Hacked Sites And Their Lasting Effect

Author : | Category : Security | Last Updated :

Hackers have become mainstream in the Internet world as they become involved in a number of crimes consisting of loss of personal information and temporary down time of businesses online due to hacked websites. If you are one of the victims of this crime, it would relief to know that even the most experienced and knowledgeable webmasters may suffer the same. But more than the loss of personal information, what concern webmasters the most is how hacking affects their site’s search engine optimization (SEO) standing in various search engines.

Yes, It Does Affect SEO

In a recent SEO site review session with Googler Matt Cutts, he pointed out that because computers of today have become increasingly intelligent in deterring hacking activities and preventing hackers to get into our machines and steal our personal information, they’ve began to direct their efforts to possible alternatives – web servers.

Now, it would be downright honest and rightful to say that a hacked site is more likely to get its SEO status affected if the site displays a variable URL, a site where these hackers would like your visitors to be directed to instead of your site. Moreover, because your sites meta data has changed, chances are you will be ranked for different keywords and affects how search engines see your site.

What Can I do to Bring it Back?

The first thing you should do is to stop the search engines from crawling your site. You can do this by returning a 503 HTTP status code so that search engines are prevented from “reading” or crawling your site or if you feel there is no other alternative then take the site down.

Google Webmaster Tool is a free service that gives webmasters the ability to check if the site was possibly hacked. If the site is added to the tool, it will show weird keywords that are not normally what  you want to rank high for. The data stored in Webmaster Tools can be quite dated so if you are finding strange keyword showing up here you need to act quickly as a lot of time has already been wasting while Google was gathering this data.

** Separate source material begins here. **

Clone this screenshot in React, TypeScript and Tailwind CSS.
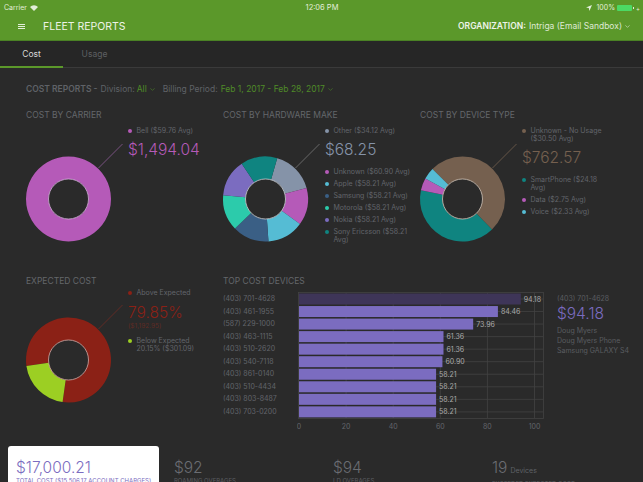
import type { ReactNode } from 'react';
import { ChevronDown } from 'lucide-react';

type Slice = { from: number; to: number; color: string };

const bars = [
  { phone: '(403) 701-4628', value: 94.18, label: '94.18' },
  { phone: '(403) 461-1955', value: 84.46, label: '84.46' },
  { phone: '(587) 229-1000', value: 73.96, label: '73.96' },
  { phone: '(403) 463-1115', value: 61.36, label: '61.36' },
  { phone: '(403) 510-2620', value: 61.36, label: '61.36' },
  { phone: '(403) 540-7118', value: 60.9, label: '60.90' },
  { phone: '(403) 861-0140', value: 58.21, label: '58.21' },
  { phone: '(403) 510-4434', value: 58.21, label: '58.21' },
  { phone: '(403) 803-8487', value: 58.21, label: '58.21' },
  { phone: '(403) 703-0200', value: 58.21, label: '58.21' },
];

function point(cx: number, cy: number, r: number, deg: number) {
  const a = ((deg - 90) * Math.PI) / 180;
  return `${cx + r * Math.cos(a)} ${cy + r * Math.sin(a)}`;
}

function slicePath(cx: number, cy: number, s: Slice) {
  const big = s.to - s.from > 180 ? 1 : 0;
  return `M${point(cx, cy, 42.5, s.from)} A42.5 42.5 0 ${big} 1 ${point(cx, cy, 42.5, s.to)} L${point(cx, cy, 20, s.to)} A20 20 0 ${big} 0 ${point(cx, cy, 20, s.from)} Z`;
}

function Donut({ slices, lead, ring }: { slices: Slice[]; lead: string; ring: string }) {
  return (
    <svg width="102" height="120" viewBox="0 0 102 120" className="shrink-0 overflow-visible">
      <line x1="72.5" y1="43" x2="96.5" y2="19" stroke={lead} strokeWidth="0.8" />
      {slices.map((s) => (
        <path key={s.from} d={slicePath(42.5, 74, s)} fill={s.color} />
      ))}
      <circle cx="42.5" cy="74" r="20" fill="#2a2a2a" stroke={ring} strokeWidth="0.8" />
    </svg>
  );
}

function Dot({ color, children, wide }: { color: string; children: ReactNode; wide?: boolean }) {
  return (
    <div className={`flex gap-[4.5px] text-[7px] leading-[8px] text-[#62656a] ${wide ? 'w-[88px]' : ''}`}>
      <span className="mt-[2px] h-[4px] w-[4px] shrink-0 rounded-full" style={{ backgroundColor: color }} />
      <span>{children}</span>
    </div>
  );
}

function Title({ children }: { children: string }) {
  return <h3 className="text-[8.5px] leading-[11px] text-[#64676b]">{children}</h3>;
}

function BarPlot() {
  const x = (v: number) => 2 + v * 2.355;
  return (
    <svg width="250" height="142" viewBox="0 0 250 142" className="shrink-0">
      {[20, 40, 60, 80, 100].map((v) => (
        <line key={v} x1={x(v)} y1="1" x2={x(v)} y2="126" stroke="#434343" strokeWidth="0.8" />
      ))}
      <rect x="1.5" y="0.5" width="245" height="126" fill="none" stroke="#434343" strokeWidth="0.8" />
      {bars.map((b, i) => {
        const cy = 7 + i * 12.54;
        return (
          <g key={b.phone}>
            <line x1="1.5" y1={cy} x2="246" y2={cy} stroke="#434343" strokeWidth="0.8" />
            <rect x="2" y={cy - 5.5} width={x(b.value) - 2} height="11" fill={i === 0 ? '#3e3558' : '#7b6cc0'} />
            <text x={x(b.value) + 3} y={cy + 2.6} fontSize="7" fill="#a9a9a9">
              {b.label}
            </text>
          </g>
        );
      })}
      {[0, 20, 40, 60, 80, 100].map((v) => (
        <text key={v} x={x(v)} y="136.5" fontSize="7" fill="#62656a" textAnchor="middle">
          {v}
        </text>
      ))}
    </svg>
  );
}

function Stat({ value, unit, caption }: { value: string; unit?: string; caption: string }) {
  return (
    <div className="w-[159px] shrink-0 pt-[12px]">
      <div className="text-[15.5px] font-light leading-[19px] text-[#6a6d72]">
        {value}
        {unit && <span className="ml-[3px] text-[7px] font-normal text-[#5f6267]">{unit}</span>}
      </div>
      <div className="whitespace-nowrap text-[6px] leading-[7px] text-[#5a5d61]">{caption}</div>
    </div>
  );
}

export default function App() {
  return (
    <div className="flex h-[482px] w-[643px] flex-col overflow-hidden bg-[#2a2a2a] font-['Inter',sans-serif]">
      {/* Status + header */}
      <header className="h-[41px] shrink-0 border-b border-[#4a8124] bg-[#5b982a] text-white">
        <div className="flex h-[14px] items-center justify-between pl-[4px] pr-[3px] pt-[2px] text-[7px] text-[#e3eeda]">
          <div className="flex w-[100px] items-center gap-[3px]">
            Carrier
            <svg width="8" height="6" viewBox="0 0 8 6">
              <path d="M4 6 L0 2 A5.7 5.7 0 0 1 8 2 Z" fill="#e3eeda" />
            </svg>
          </div>
          <span className="text-[7.5px]">12:06 PM</span>
          <div className="flex w-[100px] items-center justify-end gap-[2px]">
            <svg width="6" height="6" viewBox="0 0 6 6">
              <path d="M6 0 L0 2.6 L2.8 3.1 L3.4 6 Z" fill="#e3eeda" />
            </svg>
            <span className="ml-[2px]">100%</span>
            <span className="flex items-center">
              <span className="h-[6px] w-[15px] rounded-[1px] bg-[#4cd964]" />
              <span className="ml-[1px] h-[2px] w-[1px] bg-[#e3eeda]" />
            </span>
            <span className="text-[6px]">+</span>
          </div>
        </div>
        <div className="flex h-[26px] items-center justify-between pb-[1px] pl-[18px] pr-[12px]">
          <div className="flex items-center">
            <div className="flex w-[7px] flex-col gap-[1px]">
              <span className="h-[1px] w-[7px] bg-[#e3eeda]" />
              <span className="h-[1px] w-[7px] bg-[#e3eeda]" />
              <span className="h-[1px] w-[7px] bg-[#e3eeda]" />
            </div>
            <h1 className="ml-[18px] text-[10.5px] font-normal text-[#eef4e8]">FLEET REPORTS</h1>
          </div>
          <div className="flex items-center text-[8.5px] text-[#dfe9d5]">
            <span className="font-semibold text-[#eef4e8]">ORGANIZATION:</span>
            <span className="ml-[3px]">Intriga (Email Sandbox)</span>
            <ChevronDown className="ml-[2px] h-[7px] w-[7px]" />
          </div>
        </div>
      </header>

      {/* Tabs */}
      <nav className="flex h-[27px] shrink-0 border-b border-[#3a3a3a] bg-[#262626] pt-[1px] text-[8.5px]">
        <div className="-mb-px flex w-[63px] items-center justify-center border-b-2 border-[#5b982a] text-[#d8d8d8]">Cost</div>
        <div className="flex w-[63px] items-center justify-center text-[#5d5f62]">Usage</div>
      </nav>

      {/* Filters */}
      <div className="flex items-center pl-[26px] pt-[15px] text-[8.5px] leading-[12px] text-[#5f6267]">
        <span className="font-semibold">COST REPORTS -</span>
        <span className="ml-[3px]">Division:</span>
        <span className="ml-[2px] text-[#4f8a28]">All</span>
        <ChevronDown className="ml-[2px] h-[7px] w-[7px] text-[#4f8a28]" />
        <span className="ml-[7px]">Billing Period:</span>
        <span className="ml-[3px] text-[#4f8a28]">Feb 1, 2017 - Feb 28, 2017</span>
        <ChevronDown className="ml-[2px] h-[7px] w-[7px] text-[#4f8a28]" />
      </div>

      {/* Donuts, row 1 */}
      <section className="mt-[15px] grid h-[166px] shrink-0 grid-cols-[197px_197px_1fr] pl-[26px]">
        <div>
          <Title>COST BY CARRIER</Title>
          <div className="mt-[4px] flex">
            <Donut lead="#8b5a95" ring="#d8b4de" slices={[{ from: 0, to: 359.99, color: '#b55ab8' }]} />
            <div className="pt-[2px]">
              <Dot color="#b55ab8">Bell ($59.76 Avg)</Dot>
              <div className="mt-[3px] text-[15.5px] font-light leading-[23px] text-[#b55ab8]">$1,494.04</div>
            </div>
          </div>
        </div>
        <div>
          <Title>COST BY HARDWARE MAKE</Title>
          <div className="mt-[4px] flex">
            <Donut
              lead="#777"
              ring="#cfd3d8"
              slices={[
                { from: 16, to: 75, color: '#8593a8' },
                { from: 75, to: 126, color: '#b55ab8' },
                { from: 126, to: 176, color: '#55bcd4' },
                { from: 176, to: 226, color: '#3a5f85' },
                { from: 226, to: 275, color: '#2ccbab' },
                { from: 275, to: 326, color: '#7b6cc0' },
                { from: 326, to: 376, color: '#0f8480' },
              ]}
            />
            <div className="flex flex-col pt-[2px]">
              <Dot color="#8593a8">Other ($34.12 Avg)</Dot>
              <div className="mb-[7px] mt-[3px] text-[15.5px] font-light leading-[23px] text-[#8593a8]">$68.25</div>
              <div className="flex flex-col gap-[4px]">
                <Dot color="#b55ab8">Unknown ($60.90 Avg)</Dot>
                <Dot color="#55bcd4">Apple ($58.21 Avg)</Dot>
                <Dot color="#3a5f85">Samsung ($58.21 Avg)</Dot>
                <Dot color="#2ccbab">Motorola ($58.21 Avg)</Dot>
                <Dot color="#7b6cc0">Nokia ($58.21 Avg)</Dot>
                <Dot wide color="#0f8480">Sony Ericsson ($58.21 Avg)</Dot>
              </div>
            </div>
          </div>
        </div>
        <div>
          <Title>COST BY DEVICE TYPE</Title>
          <div className="mt-[4px] flex">
            <Donut
              lead="#75604f"
              ring="#d6c8bb"
              slices={[
                { from: -45, to: 136, color: '#75604f' },
                { from: 136, to: 282, color: '#0f8480' },
                { from: 282, to: 299, color: '#b55ab8' },
                { from: 299, to: 315, color: '#55bcd4' },
              ]}
            />
            <div className="flex flex-col pt-[2px]">
              <Dot wide color="#75604f">Unknown - No Usage ($30.50 Avg)</Dot>
              <div className="mb-[7px] mt-[3px] text-[15.5px] font-light leading-[23px] text-[#75604f]">$762.57</div>
              <div className="flex flex-col gap-[4px]">
                <Dot wide color="#0f8480">SmartPhone ($24.18 Avg)</Dot>
                <Dot color="#b55ab8">Data ($2.75 Avg)</Dot>
                <Dot color="#55bcd4">Voice ($2.33 Avg)</Dot>
              </div>
            </div>
          </div>
        </div>
      </section>

      {/* Expected cost + bars */}
      <section className="flex h-[167px] shrink-0 pl-[26px]">
        <div className="w-[197px]">
          <Title>EXPECTED COST</Title>
          <div className="-mt-[1px] flex">
            <Donut
              lead="#6e2b24"
              ring="#d9aaa5"
              slices={[
                { from: 262, to: 548, color: '#8b2116' },
                { from: 188, to: 262, color: '#9ccf23' },
              ]}
            />
            <div className="mt-[3px] flex flex-col">
              <Dot color="#8b2116">Above Expected</Dot>
              <div className="mt-[7px] text-[15.5px] font-light leading-[18px] text-[#8b2116]">79.85%</div>
              <div className="text-[6.5px] leading-[8px] text-[#5f2a24]">($1,192.95)</div>
              <div className="mt-[7px]">
                <Dot color="#9ccf23">
                  Below Expected
                  <br />
                  20.15% ($301.09)
                </Dot>
              </div>
            </div>
          </div>
        </div>
        <div className="flex flex-col">
          <Title>TOP COST DEVICES</Title>
          <div className="mt-[5px] flex">
            <div className="w-[74px] pt-[1px]">
              {bars.map((b) => (
                <div key={b.phone} className="h-[12.54px] text-[7px] leading-[12.54px] text-[#62656a]">
                  {b.phone}
                </div>
              ))}
            </div>
            <BarPlot />
            <div className="ml-[10px] whitespace-nowrap pt-[2px] text-[#5a5d61]">
              <div className="text-[7px] leading-[10px]">(403) 701-4628</div>
              <div className="-mt-[1px] text-[15.5px] font-light leading-[22px] text-[#7b6cc0]">$94.18</div>
              <div className="mt-[1px] text-[7px] leading-[10px]">
                Doug Myers
                <br />
                Doug Myers Phone
                <br />
                Samsung GALAXY S4
              </div>
            </div>
          </div>
        </div>
      </section>

      {/* Totals strip */}
      <footer className="flex flex-1 pl-[8px] pt-[3px]">
        <div className="mr-[15px] w-[151px] shrink-0 rounded-t-[3px] bg-white pl-[8px] pt-[12px]">
          <div className="text-[15.5px] font-light leading-[19px] text-[#7b6cc0]">$17,000.21</div>
          <div className="whitespace-nowrap text-[6px] leading-[7px] text-[#7b6cc0]">
            TOTAL COST ($15,506.17 ACCOUNT CHARGES)
          </div>
        </div>
        <Stat value="$92" caption="ROAMING OVERAGES" />
        <Stat value="$94" caption="LD OVERAGES" />
        <Stat value="19" unit="Devices" caption="EXCEEDED EXPECTED COST" />
      </footer>
    </div>
  );
}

Aside from returning 503 status code and finding out the hacked status of your site in Google’s Webmaster Tool, you may also want to protect your site’s SEO status by ordering the removal of the bad URL on the tool itself. An article in Google Webmaster Central gives you an idea about how to remove URL redirect from appearing as connected to your site.

Assess Hacker’s Damage to Your Site

Check to see what files in your web server were added, removed, or modified. And if there were any attempt to circumvent the security of your site can be noted in the server logs as they contain information about failed login attempts or any user accounts that were created apart from the ones you already have before.

For people who have shared hosting, some of the work can be done by your provider themselves and have your site be fixed remotely. This means that your site will be restored to its original form and any aesthetic changes will be lost. Your hosting provider can usually give you a clear indication of the extent of the damage and what  will need to be rectified before your site can return to normal.

In the end, after your site is cleaned and is up and running, ask Google to reindex or start crawling your site again.

Hacked sites can sometimes be inevitable but the damage it can bring can be mitigated. Arm yourself with the right tools and knowledge to make the attack less severe and immediately contact your web hosting provider to begin a resolution. Temporarily disabling your site or returning 503 code will help you site stop getting indexed by search engines and therefore not affect your overall SEO standing.

7 thoughts on “Hacked Sites And Their Lasting Effect

  1. Neil, you have really addressed a nice and important point in the article. Sometimes, webmasters neglect security aspects which can really become a pain. I hope this article will make all fellow bloggers aware of such online dangers. Great work.

  2. this is scary but thanks for the great tips if it happens.

  3. I am not a techie guy but i give my best efforts to protect my personal information and i use best internet security software. Thanks for tips

  4. thanks for providing us this info. really helpful as many sites are being hacked now days.

  5. I guess there is a need of permanent solution to eliminate those hackers.

    in your article i’ve confusion, is there a possibility that hacker has hacked our site and still its running normal, but effecting seo, is that what you means?

  6. Never got hacked before, and hope I never will. But it really would suck to have all your rankings thrown in the trash.

  7. I had a hacking experience for one of my sites previously. Really spent 3-4 days figuring out the problem, losing valuable traffic from Google. Google had tagged my site as “this website can harm your computer”. Btw, Nice article.